- _Brief_:
Identify each line in the records below that contains the word "picture", and copy it.

- _Exercise inputs_:
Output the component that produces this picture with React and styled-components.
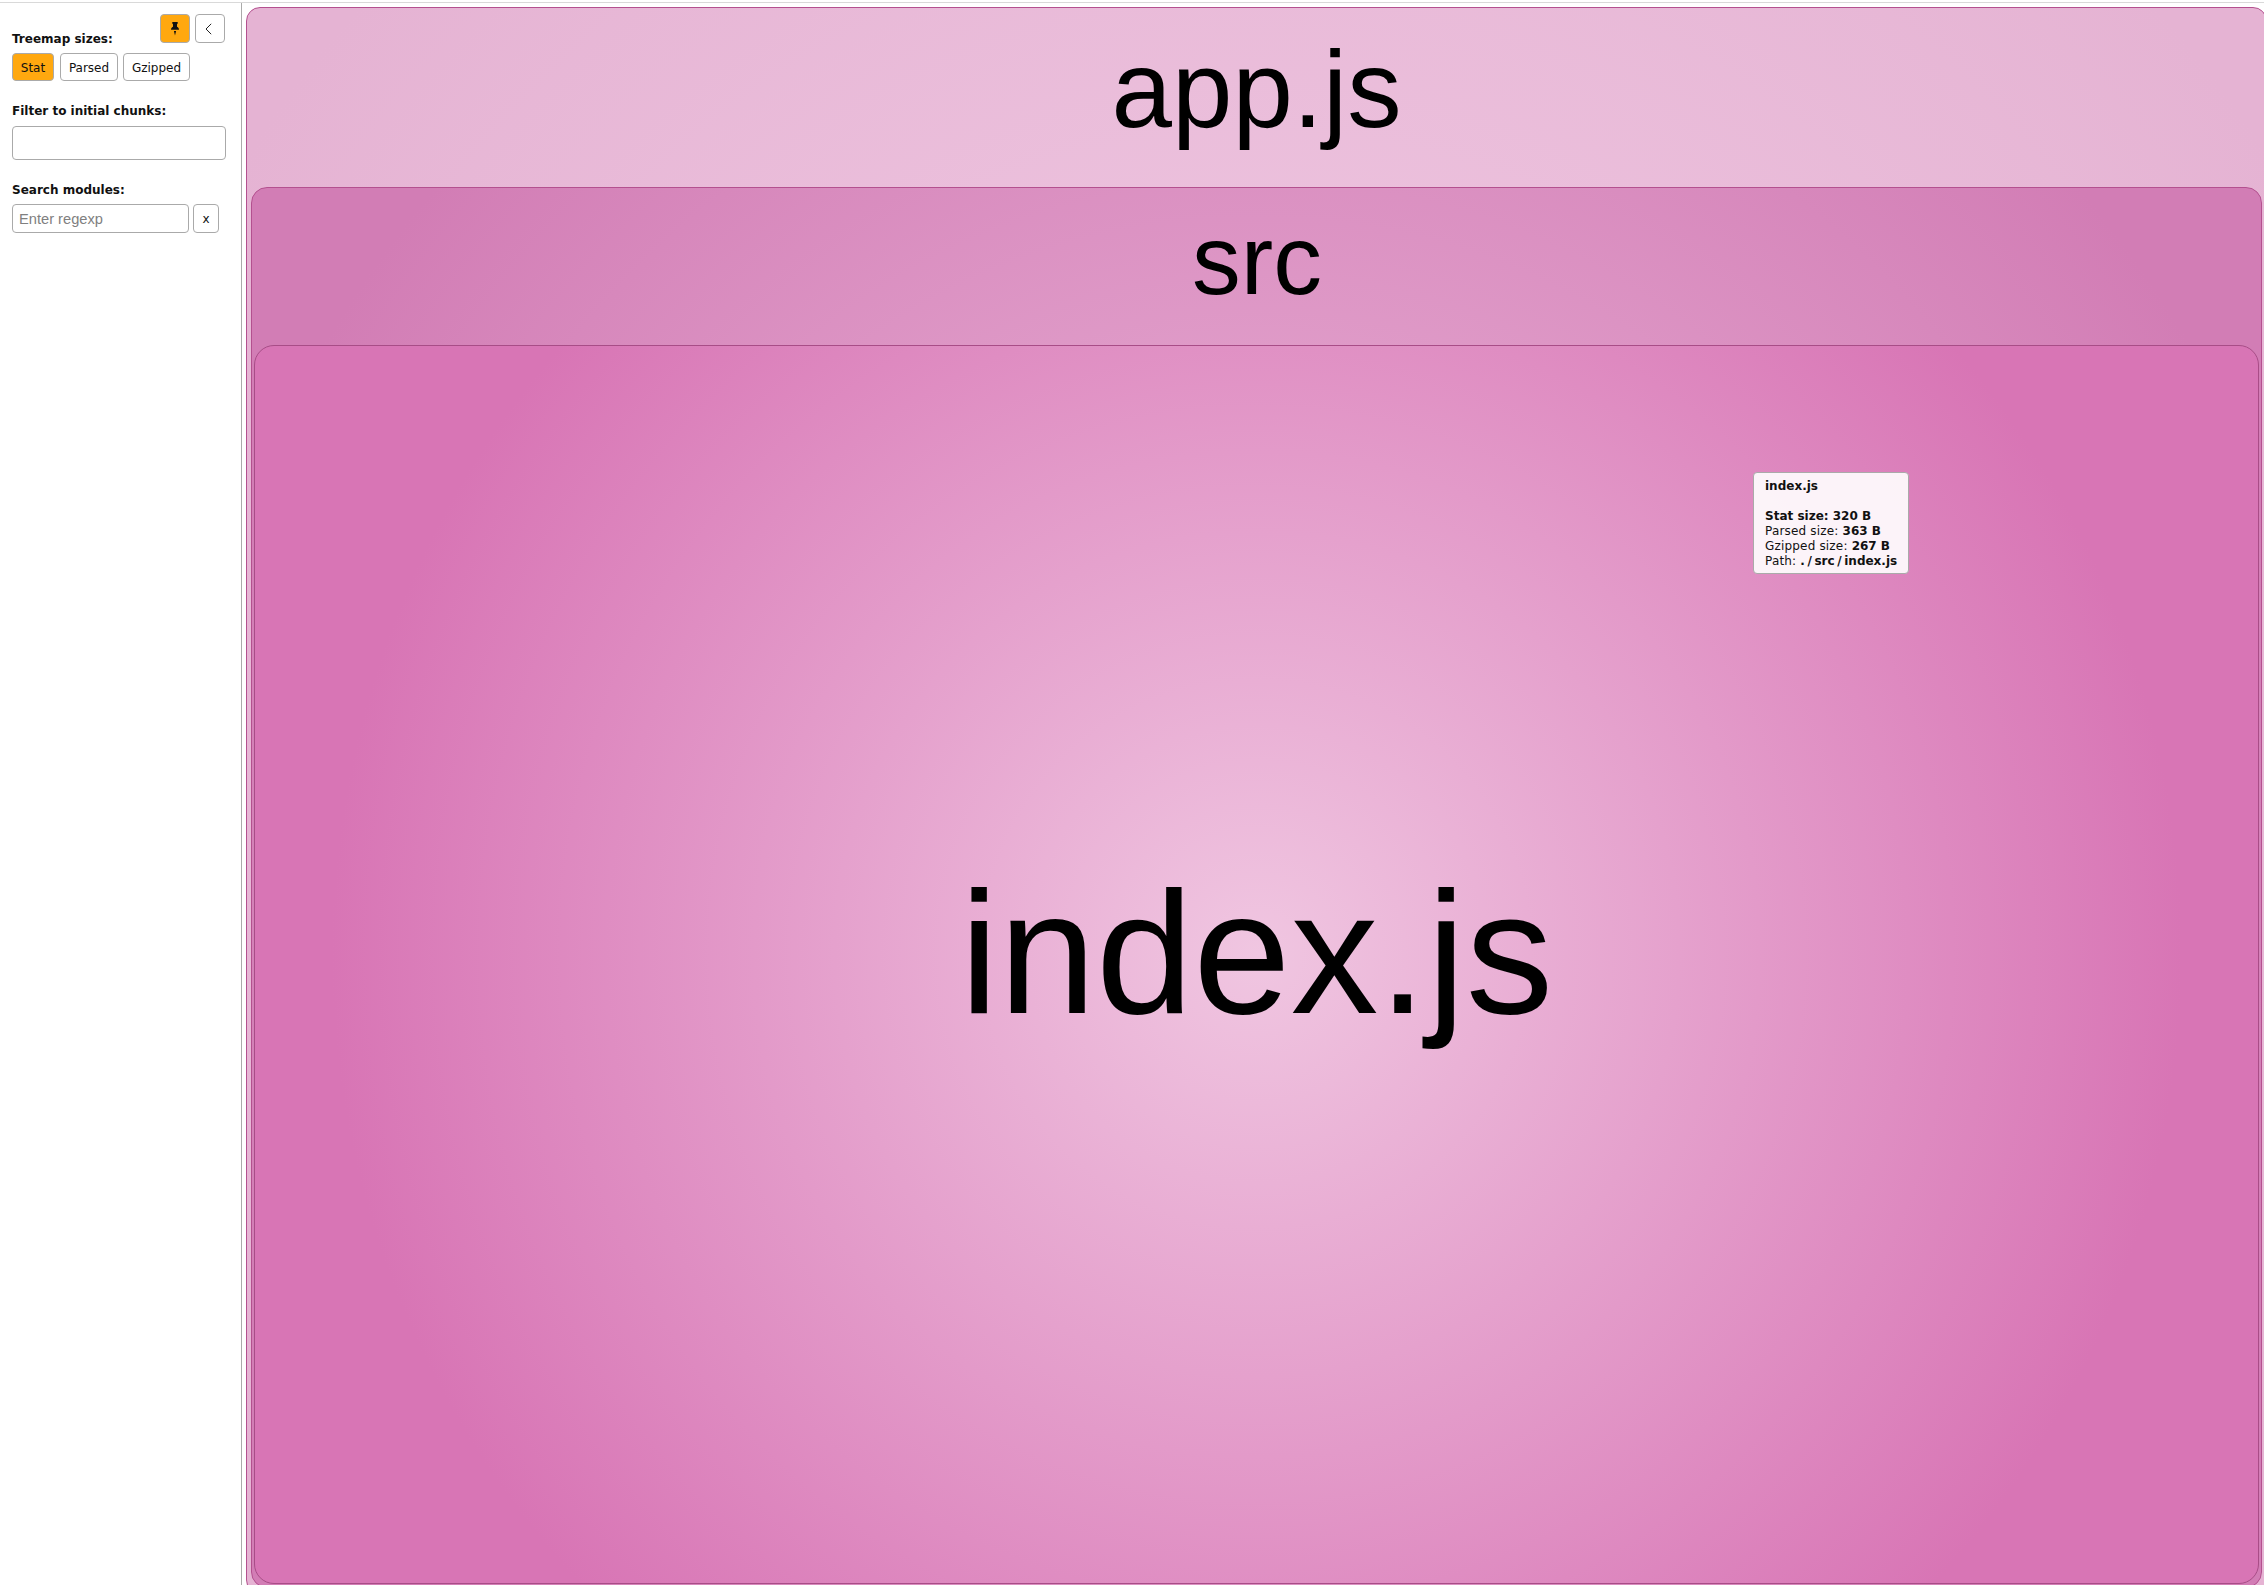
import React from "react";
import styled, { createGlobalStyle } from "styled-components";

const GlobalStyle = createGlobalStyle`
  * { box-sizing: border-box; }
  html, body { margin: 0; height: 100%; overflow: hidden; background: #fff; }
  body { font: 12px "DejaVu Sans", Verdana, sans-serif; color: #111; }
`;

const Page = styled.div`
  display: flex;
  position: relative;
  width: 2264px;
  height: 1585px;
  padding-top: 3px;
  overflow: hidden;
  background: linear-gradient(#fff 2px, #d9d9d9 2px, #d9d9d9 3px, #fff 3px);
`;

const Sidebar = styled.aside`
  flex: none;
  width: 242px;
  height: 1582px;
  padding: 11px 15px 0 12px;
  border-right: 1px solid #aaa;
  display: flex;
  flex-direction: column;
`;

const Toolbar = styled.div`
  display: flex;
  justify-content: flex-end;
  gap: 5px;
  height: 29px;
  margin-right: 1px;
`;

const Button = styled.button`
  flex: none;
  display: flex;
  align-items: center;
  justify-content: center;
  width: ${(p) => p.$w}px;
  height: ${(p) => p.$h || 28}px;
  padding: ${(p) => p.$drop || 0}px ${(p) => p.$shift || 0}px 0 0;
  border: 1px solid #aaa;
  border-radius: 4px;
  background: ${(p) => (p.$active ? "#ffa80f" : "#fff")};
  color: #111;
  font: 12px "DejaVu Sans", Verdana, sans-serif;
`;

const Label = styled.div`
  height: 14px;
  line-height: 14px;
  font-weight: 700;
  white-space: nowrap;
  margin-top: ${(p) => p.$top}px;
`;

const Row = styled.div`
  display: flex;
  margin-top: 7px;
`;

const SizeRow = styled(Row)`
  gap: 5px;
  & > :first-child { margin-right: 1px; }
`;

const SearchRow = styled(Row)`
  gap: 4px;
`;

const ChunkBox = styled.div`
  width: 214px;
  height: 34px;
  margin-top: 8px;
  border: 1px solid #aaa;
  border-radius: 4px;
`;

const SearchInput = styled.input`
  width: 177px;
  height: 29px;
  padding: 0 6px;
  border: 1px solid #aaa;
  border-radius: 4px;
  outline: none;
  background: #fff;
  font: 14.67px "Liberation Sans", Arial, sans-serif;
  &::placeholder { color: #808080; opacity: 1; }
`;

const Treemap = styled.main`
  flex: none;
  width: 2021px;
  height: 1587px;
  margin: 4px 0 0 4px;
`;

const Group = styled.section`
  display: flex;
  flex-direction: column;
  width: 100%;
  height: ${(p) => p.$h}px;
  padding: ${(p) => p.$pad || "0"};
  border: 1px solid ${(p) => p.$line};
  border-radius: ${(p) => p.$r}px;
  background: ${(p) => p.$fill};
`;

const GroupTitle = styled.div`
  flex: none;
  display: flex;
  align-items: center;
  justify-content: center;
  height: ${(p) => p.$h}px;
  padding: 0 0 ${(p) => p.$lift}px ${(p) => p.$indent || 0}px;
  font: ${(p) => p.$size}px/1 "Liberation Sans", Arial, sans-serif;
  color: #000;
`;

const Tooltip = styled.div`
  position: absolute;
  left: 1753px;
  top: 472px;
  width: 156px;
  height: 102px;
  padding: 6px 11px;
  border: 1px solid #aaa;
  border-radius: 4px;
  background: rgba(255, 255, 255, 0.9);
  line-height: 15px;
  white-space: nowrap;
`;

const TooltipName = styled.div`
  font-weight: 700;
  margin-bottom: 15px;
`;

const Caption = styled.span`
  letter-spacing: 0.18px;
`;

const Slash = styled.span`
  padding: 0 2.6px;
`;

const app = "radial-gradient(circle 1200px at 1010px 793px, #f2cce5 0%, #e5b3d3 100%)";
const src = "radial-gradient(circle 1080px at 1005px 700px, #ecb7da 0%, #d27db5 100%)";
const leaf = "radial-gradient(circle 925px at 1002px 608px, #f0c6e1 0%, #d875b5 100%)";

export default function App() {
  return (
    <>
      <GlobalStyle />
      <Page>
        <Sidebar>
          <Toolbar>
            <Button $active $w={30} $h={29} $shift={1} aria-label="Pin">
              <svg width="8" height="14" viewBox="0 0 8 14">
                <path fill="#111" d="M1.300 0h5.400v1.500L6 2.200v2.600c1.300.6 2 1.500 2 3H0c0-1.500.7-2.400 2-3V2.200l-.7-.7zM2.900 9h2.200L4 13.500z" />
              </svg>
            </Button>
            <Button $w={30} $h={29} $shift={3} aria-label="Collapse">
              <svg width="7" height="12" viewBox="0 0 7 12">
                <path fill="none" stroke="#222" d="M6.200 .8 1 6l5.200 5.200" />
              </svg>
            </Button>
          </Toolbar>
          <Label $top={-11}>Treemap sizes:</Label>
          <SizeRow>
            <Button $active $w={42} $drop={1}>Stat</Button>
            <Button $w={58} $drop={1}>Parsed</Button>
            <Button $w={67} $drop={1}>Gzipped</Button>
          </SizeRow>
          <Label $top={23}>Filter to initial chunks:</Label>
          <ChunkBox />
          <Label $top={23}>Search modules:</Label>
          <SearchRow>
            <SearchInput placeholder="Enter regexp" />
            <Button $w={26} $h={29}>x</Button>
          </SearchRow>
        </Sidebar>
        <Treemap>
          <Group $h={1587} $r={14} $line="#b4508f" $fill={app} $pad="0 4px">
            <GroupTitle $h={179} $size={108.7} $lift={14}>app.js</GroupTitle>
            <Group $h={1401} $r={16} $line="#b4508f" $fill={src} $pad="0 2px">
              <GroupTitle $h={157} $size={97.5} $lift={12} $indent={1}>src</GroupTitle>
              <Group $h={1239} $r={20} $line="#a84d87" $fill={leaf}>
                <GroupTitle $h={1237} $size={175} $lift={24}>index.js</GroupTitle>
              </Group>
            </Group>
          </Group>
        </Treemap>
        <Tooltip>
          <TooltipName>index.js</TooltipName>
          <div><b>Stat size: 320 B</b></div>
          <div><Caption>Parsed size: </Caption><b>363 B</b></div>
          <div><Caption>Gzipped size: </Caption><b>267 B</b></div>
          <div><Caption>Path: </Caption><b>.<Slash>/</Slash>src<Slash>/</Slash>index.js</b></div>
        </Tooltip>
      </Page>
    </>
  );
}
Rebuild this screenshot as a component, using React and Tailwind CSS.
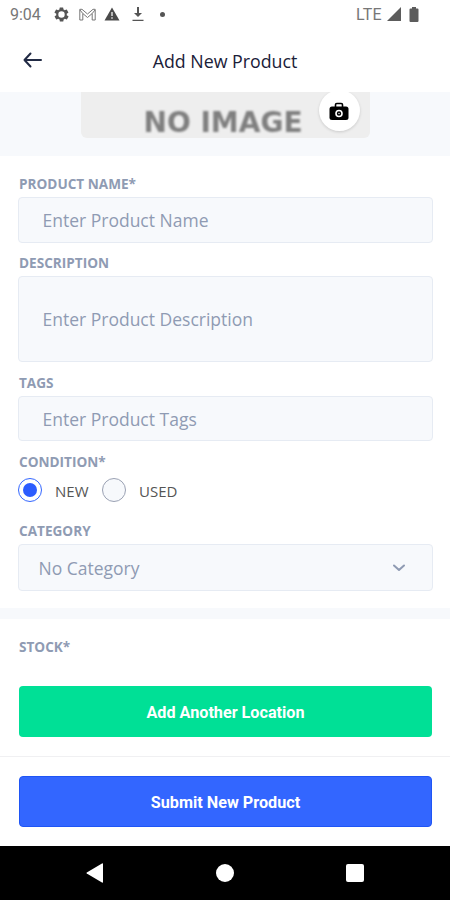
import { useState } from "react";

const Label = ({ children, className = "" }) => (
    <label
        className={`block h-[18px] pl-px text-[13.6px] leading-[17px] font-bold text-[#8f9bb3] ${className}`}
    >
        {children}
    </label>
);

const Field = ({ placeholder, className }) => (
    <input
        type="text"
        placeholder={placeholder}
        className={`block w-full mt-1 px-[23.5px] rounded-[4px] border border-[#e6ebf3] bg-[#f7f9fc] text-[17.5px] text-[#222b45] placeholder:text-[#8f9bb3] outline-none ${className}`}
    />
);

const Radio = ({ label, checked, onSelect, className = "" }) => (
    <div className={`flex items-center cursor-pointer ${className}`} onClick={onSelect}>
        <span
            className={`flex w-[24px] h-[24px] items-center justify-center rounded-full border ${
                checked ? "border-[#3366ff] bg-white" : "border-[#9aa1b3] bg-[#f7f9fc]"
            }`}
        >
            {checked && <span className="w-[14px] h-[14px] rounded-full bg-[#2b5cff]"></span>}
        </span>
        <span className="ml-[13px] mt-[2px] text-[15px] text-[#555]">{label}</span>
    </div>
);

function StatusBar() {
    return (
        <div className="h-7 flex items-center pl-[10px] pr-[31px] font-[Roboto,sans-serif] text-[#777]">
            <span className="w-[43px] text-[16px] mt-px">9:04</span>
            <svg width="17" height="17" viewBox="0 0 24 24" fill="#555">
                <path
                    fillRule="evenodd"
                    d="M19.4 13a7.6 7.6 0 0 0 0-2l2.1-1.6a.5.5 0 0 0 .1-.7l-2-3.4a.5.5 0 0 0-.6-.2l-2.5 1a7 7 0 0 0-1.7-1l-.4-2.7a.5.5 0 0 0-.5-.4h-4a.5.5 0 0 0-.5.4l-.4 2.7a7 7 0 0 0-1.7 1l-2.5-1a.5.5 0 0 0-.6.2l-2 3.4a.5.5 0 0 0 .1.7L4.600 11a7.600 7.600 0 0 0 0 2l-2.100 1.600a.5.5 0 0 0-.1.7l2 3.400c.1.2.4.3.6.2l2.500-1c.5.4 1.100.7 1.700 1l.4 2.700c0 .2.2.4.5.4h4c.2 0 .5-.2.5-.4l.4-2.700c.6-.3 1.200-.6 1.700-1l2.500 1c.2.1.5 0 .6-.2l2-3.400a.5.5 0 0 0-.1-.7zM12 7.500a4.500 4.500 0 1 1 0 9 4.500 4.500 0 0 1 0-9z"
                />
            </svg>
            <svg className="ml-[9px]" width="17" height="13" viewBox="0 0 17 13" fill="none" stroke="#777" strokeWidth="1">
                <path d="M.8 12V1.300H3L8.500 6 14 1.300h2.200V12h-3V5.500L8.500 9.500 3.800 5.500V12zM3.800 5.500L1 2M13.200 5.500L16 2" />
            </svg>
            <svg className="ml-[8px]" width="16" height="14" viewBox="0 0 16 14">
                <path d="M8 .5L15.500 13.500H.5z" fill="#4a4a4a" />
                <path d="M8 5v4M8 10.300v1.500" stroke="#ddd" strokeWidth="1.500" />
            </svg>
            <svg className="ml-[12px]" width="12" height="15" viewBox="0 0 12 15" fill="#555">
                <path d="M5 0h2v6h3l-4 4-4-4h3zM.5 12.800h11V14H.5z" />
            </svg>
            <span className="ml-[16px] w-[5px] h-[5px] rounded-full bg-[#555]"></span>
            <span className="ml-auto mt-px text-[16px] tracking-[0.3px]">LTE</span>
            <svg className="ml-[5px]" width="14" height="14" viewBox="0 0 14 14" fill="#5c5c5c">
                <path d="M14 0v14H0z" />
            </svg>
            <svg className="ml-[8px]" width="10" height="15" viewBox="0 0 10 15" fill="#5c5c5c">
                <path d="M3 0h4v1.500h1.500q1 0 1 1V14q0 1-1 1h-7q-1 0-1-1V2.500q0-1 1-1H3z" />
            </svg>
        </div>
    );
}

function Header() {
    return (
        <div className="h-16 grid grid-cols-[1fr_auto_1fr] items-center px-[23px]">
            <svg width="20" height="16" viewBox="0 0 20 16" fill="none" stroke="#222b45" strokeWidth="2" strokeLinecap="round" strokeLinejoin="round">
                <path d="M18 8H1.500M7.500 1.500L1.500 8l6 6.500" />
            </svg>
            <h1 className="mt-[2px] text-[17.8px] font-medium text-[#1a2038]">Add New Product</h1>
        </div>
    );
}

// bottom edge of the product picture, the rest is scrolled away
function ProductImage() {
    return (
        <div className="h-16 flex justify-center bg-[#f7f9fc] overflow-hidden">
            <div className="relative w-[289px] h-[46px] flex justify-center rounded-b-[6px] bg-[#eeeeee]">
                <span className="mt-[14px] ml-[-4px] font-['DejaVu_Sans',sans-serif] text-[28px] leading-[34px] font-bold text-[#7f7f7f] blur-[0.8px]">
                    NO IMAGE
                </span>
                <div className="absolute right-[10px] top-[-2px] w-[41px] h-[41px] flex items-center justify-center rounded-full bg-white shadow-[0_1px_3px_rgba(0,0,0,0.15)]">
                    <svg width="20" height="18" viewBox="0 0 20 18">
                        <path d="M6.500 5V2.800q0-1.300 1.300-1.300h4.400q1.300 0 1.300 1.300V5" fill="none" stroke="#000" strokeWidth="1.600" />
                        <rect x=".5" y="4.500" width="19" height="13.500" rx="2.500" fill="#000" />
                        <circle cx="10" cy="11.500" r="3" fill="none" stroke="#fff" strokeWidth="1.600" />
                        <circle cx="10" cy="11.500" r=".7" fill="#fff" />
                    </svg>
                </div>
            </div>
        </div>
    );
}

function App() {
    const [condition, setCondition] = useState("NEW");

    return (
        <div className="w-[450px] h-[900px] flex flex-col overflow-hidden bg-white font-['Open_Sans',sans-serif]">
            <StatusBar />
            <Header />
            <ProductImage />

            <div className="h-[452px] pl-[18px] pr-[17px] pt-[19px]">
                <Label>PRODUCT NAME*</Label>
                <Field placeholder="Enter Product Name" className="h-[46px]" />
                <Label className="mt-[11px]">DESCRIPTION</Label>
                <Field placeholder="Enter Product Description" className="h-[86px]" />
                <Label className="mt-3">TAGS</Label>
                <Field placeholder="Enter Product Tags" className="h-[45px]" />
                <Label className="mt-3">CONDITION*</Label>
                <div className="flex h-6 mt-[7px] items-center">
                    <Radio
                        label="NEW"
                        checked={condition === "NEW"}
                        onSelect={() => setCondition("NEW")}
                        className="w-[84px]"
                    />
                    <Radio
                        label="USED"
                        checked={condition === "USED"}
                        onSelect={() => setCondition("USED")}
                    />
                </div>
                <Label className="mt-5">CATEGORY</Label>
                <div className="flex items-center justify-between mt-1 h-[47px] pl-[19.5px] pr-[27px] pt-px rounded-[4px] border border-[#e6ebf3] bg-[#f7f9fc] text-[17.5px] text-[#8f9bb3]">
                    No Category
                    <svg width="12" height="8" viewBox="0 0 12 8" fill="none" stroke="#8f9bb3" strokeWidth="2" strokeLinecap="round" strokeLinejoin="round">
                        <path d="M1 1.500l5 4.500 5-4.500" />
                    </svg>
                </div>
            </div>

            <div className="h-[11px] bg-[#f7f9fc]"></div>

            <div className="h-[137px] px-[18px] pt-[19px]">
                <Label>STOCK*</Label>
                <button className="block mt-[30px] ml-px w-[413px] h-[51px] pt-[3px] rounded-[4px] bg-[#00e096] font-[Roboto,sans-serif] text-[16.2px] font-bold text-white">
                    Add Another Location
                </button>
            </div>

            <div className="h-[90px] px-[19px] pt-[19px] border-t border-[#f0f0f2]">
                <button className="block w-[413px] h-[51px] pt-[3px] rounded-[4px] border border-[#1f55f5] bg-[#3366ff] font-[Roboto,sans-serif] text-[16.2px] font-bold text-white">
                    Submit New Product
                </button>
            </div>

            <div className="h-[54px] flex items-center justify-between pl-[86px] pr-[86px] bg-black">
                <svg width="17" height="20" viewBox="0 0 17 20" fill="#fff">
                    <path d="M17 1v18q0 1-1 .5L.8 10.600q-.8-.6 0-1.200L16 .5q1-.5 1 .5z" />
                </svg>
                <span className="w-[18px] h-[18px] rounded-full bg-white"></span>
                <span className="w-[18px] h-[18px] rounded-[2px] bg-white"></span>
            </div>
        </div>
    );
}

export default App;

- _Correct answer_:
Output the component that produces this picture with React and styled-components.
// bottom edge of the product picture, the rest is scrolled away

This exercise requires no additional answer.